• **Goal**:
Find the word "styles" in the material below and gather every line that contains it.

• **Data provided**:
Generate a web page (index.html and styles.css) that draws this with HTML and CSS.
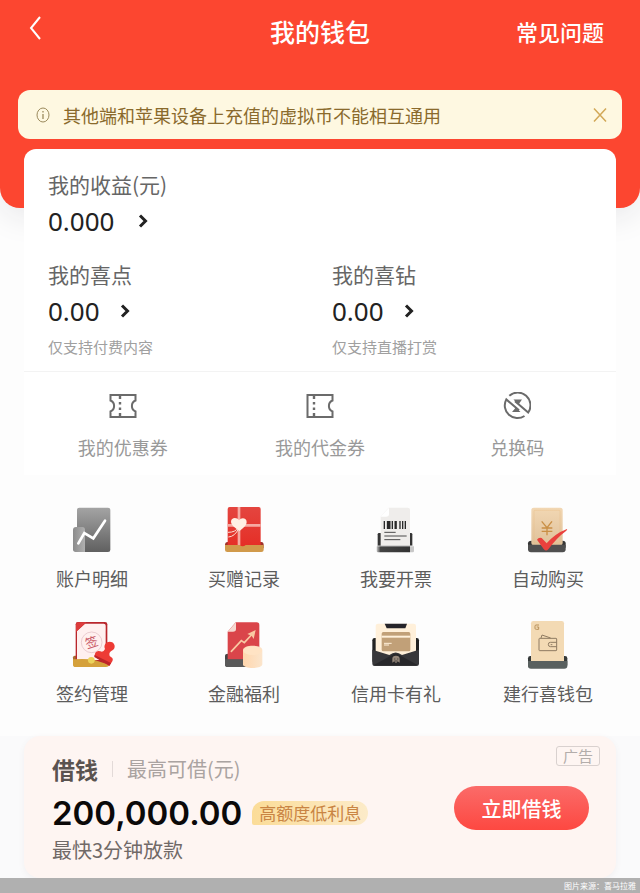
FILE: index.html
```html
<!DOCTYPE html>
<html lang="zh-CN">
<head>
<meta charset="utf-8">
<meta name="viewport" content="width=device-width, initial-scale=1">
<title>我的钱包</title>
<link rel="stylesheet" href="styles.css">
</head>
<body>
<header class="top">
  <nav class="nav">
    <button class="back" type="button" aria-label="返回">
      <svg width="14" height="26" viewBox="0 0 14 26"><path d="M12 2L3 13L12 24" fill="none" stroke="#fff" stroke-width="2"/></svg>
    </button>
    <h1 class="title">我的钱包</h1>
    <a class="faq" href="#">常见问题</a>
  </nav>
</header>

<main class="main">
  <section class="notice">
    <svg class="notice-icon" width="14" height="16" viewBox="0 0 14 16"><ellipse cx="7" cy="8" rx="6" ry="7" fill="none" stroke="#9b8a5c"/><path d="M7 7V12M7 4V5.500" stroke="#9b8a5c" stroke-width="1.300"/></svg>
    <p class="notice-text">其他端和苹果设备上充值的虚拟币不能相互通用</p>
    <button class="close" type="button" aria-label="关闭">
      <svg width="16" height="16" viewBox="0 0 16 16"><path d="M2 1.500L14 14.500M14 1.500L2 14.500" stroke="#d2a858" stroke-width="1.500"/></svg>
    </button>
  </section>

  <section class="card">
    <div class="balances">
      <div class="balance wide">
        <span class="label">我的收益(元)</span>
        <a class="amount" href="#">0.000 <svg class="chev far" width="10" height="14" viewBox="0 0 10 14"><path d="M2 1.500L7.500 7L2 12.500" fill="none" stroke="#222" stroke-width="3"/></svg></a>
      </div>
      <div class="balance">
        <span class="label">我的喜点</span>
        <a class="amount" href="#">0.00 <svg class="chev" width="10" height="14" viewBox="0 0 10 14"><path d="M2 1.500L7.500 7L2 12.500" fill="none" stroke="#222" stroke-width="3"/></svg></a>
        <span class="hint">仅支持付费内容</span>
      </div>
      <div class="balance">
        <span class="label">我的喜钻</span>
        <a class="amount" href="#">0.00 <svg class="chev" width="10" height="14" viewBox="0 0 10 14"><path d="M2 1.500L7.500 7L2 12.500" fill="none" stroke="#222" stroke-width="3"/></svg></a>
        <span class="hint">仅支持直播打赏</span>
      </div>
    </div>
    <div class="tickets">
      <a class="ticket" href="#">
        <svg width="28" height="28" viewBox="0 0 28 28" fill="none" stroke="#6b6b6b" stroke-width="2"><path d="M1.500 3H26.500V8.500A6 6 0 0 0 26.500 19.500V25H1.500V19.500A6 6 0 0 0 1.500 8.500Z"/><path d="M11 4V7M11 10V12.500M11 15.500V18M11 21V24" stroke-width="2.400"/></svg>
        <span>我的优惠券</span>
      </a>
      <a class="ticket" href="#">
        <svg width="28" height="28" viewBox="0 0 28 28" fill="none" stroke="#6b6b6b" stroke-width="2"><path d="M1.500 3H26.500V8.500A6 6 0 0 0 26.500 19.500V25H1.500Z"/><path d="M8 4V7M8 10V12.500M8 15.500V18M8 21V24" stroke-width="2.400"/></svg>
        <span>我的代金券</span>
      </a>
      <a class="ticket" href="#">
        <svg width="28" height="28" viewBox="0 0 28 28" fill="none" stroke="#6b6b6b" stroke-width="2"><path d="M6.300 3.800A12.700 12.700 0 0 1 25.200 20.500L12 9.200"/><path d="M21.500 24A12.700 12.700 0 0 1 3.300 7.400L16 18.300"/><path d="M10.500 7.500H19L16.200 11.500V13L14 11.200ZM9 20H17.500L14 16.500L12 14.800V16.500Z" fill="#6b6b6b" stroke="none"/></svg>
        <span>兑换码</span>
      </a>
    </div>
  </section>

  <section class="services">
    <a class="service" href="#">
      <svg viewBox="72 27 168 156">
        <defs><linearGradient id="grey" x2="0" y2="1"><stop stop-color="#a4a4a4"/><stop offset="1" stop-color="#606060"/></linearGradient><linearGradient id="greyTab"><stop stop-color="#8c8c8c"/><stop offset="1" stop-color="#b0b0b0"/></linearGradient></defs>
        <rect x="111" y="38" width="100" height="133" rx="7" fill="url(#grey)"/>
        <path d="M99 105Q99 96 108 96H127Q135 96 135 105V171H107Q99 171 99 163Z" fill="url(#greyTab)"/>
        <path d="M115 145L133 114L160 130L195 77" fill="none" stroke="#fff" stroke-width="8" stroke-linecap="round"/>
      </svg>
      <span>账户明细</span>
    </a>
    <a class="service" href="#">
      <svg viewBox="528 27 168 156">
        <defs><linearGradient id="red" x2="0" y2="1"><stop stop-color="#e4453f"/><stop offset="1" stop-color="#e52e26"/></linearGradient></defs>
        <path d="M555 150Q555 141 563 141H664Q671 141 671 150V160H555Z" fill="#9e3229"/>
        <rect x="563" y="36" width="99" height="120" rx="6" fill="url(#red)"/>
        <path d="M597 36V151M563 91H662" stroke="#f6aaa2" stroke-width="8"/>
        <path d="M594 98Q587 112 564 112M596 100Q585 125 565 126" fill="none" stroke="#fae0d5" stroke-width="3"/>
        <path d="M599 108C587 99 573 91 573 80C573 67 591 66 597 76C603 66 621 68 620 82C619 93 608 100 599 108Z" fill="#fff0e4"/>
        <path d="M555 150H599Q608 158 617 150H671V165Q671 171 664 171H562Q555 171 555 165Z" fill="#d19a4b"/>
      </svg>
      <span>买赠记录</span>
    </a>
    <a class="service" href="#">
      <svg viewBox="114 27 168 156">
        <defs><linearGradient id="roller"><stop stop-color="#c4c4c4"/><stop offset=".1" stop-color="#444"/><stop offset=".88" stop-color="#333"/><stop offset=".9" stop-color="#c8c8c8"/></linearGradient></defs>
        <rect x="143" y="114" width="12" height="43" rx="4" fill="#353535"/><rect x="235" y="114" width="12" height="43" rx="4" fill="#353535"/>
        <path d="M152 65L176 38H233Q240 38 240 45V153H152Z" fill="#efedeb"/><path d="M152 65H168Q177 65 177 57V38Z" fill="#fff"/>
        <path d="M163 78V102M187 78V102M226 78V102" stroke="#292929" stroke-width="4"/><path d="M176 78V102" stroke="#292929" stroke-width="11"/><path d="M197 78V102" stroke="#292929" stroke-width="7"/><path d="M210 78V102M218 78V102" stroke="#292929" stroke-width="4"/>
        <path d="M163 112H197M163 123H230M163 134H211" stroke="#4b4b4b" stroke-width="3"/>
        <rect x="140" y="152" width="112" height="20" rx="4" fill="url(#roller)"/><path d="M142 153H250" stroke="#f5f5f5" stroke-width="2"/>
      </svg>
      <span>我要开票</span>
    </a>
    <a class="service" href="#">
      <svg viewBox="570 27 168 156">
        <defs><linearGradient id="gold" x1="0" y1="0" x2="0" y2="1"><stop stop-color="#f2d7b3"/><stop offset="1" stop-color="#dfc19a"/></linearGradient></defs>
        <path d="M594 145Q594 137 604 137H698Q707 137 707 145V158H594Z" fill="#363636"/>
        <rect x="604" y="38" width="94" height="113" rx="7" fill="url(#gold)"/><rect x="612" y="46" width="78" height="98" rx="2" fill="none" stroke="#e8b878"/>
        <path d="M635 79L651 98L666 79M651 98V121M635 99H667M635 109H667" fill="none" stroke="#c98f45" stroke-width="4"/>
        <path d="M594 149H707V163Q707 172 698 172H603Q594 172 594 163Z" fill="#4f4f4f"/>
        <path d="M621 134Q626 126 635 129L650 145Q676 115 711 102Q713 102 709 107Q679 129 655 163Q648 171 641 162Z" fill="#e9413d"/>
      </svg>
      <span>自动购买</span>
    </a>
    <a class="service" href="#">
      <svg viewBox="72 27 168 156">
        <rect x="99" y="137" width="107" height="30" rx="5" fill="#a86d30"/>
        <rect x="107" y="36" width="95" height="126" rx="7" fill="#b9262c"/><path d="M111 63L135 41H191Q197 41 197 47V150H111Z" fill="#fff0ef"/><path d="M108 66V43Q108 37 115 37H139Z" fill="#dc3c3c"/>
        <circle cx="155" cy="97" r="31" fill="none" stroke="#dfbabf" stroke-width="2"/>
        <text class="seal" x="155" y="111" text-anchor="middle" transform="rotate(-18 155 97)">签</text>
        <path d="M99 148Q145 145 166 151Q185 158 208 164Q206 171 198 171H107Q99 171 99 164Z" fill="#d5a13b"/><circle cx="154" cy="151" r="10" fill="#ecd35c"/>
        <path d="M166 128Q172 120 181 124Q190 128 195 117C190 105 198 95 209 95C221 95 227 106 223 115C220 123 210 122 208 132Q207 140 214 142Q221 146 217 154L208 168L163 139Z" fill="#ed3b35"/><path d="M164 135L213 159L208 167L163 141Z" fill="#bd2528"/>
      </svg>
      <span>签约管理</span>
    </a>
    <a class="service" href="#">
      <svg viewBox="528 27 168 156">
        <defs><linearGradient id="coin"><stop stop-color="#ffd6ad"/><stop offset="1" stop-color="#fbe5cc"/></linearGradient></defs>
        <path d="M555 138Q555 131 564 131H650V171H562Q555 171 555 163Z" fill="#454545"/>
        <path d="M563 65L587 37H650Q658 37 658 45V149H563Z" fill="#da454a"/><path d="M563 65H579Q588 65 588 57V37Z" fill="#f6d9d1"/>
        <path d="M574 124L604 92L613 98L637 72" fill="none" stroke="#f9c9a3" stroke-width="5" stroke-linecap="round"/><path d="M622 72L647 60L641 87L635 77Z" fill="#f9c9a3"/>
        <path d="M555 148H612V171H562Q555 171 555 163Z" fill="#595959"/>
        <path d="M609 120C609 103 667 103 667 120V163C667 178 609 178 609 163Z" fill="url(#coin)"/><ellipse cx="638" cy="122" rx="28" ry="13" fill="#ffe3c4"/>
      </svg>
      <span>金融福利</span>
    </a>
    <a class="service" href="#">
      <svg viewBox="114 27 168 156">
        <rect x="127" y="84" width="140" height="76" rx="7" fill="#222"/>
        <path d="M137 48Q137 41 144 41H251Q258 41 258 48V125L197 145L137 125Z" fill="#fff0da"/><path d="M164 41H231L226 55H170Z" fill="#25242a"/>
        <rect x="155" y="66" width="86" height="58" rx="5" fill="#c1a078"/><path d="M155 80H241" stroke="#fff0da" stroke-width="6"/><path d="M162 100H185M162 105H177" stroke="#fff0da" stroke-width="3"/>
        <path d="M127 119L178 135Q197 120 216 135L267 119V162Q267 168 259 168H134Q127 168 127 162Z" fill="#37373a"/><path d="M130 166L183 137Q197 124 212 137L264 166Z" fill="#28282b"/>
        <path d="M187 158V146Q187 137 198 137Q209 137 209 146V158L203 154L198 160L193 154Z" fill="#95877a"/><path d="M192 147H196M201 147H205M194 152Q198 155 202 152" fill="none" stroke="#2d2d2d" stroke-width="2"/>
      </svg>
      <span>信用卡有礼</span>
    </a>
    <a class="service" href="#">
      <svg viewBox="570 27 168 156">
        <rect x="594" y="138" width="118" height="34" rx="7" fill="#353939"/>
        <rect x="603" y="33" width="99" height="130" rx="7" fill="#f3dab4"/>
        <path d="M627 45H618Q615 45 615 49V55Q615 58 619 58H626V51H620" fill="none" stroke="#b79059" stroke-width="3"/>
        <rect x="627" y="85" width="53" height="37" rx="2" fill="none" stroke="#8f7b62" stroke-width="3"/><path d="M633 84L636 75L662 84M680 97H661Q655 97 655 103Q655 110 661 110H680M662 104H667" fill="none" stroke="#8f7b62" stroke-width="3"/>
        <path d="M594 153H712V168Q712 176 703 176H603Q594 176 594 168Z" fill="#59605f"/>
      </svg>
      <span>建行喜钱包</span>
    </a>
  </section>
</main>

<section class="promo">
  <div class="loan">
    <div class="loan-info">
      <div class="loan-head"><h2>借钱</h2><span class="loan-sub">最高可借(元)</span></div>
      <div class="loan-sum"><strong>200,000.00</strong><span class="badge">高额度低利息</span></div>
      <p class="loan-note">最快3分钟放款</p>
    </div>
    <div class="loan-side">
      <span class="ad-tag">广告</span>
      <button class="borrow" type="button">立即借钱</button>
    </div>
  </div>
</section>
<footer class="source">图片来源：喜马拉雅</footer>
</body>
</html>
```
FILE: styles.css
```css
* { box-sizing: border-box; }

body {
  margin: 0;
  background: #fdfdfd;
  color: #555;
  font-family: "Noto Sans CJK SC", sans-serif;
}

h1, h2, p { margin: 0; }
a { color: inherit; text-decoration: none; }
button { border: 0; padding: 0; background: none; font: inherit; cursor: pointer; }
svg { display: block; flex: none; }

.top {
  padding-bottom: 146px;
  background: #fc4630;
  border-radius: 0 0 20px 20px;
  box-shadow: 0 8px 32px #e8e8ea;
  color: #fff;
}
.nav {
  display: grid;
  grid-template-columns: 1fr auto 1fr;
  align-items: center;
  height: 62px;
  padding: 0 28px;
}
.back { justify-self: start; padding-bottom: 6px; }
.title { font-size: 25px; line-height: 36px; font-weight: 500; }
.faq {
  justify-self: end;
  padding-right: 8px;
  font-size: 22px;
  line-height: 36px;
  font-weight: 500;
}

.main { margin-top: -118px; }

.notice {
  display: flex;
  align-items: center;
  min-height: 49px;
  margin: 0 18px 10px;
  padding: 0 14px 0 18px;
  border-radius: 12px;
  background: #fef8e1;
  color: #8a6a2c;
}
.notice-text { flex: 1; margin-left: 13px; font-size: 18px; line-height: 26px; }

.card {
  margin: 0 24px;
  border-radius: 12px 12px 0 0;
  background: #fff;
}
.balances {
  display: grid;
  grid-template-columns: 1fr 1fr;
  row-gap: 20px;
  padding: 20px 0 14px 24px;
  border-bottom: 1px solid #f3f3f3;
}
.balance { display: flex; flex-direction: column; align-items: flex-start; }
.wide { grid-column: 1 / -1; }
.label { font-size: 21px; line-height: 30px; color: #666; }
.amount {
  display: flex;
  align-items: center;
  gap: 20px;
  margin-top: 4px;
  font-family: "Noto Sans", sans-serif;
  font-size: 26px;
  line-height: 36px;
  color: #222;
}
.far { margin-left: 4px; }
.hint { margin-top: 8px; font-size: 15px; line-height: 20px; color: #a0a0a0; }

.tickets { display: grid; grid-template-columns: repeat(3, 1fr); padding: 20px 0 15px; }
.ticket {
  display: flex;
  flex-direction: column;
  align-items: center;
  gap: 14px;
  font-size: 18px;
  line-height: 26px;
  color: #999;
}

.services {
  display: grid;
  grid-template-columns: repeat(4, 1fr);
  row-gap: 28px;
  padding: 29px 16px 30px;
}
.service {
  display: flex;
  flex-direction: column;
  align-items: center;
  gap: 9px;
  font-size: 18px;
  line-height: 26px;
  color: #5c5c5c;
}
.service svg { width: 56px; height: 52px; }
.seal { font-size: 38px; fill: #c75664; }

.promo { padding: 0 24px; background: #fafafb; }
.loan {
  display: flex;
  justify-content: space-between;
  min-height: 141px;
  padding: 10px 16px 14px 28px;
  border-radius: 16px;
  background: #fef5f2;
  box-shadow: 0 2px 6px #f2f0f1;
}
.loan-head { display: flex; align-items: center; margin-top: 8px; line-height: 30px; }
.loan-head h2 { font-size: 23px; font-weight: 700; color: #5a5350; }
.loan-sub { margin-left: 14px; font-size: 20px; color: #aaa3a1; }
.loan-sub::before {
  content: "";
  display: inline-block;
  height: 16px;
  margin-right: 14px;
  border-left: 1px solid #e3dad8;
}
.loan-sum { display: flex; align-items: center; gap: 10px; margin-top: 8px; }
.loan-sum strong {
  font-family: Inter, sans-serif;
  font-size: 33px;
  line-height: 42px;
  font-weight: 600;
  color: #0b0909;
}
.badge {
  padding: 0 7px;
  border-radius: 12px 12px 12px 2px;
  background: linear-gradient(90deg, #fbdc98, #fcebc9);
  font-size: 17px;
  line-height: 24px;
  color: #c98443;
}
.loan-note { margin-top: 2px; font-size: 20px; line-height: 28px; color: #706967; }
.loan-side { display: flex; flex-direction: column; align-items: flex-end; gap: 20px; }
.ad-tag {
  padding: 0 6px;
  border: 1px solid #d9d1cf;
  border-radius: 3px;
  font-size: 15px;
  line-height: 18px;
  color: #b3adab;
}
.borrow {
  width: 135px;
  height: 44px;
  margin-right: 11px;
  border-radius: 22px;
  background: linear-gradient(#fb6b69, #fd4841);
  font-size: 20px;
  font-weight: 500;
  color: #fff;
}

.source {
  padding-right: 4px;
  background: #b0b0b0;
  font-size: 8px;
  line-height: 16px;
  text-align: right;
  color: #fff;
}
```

• **Solved exercise**:
Generate a web page (index.html and styles.css) that draws this with HTML and CSS.
<link rel="stylesheet" href="styles.css">
FILE: styles.css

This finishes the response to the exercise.